The Beatles might be imprisoned by fame, but the watered-down depiction of their imprisonment is accessible to any teenager who feels like they’ll never break free of the repressive regimen adults have opposed upon them. And while the Beatles find freedom playing this music, their fans experience a kind of freedom listening to it. Rock & roll has always been thus, which is why its appeal has always been to the young, the disaffected—those who feel trapped by circumstances they can’t control, namely their age. Paul’s grandfather might protest otherwise, but he’s one of the original rock and rollers, in his way, which is why he’s so much fun to have around in this movie.

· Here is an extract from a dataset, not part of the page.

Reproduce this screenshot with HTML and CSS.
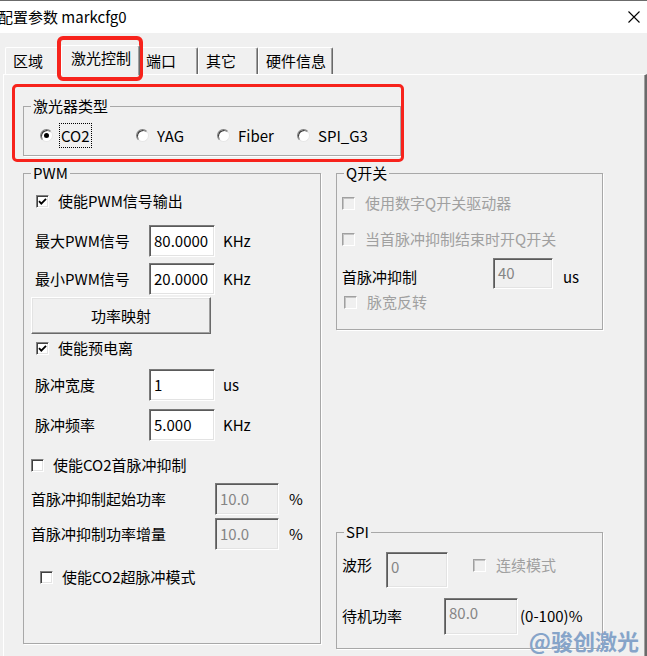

A Hard Day’s Night is, on the surface, a particularly well-done musical comedy, but it’s also about youth and all of its dissatisfactions and injustices in a more general way. It remains as beloved as it is not only because it involves the Beatles, but because its taste for liberty—and for mischief—is so universally understood. The film doesn’t feel particularly dated, because youth culture hasn’t changed in any of its essentials. No matter your age, it’s still fun to watch A Hard Day’s Night to see all the old squares taken down, to experience the thrill of excellent rock music, and to see how the Beatles embodied the escape fantasies of their generation.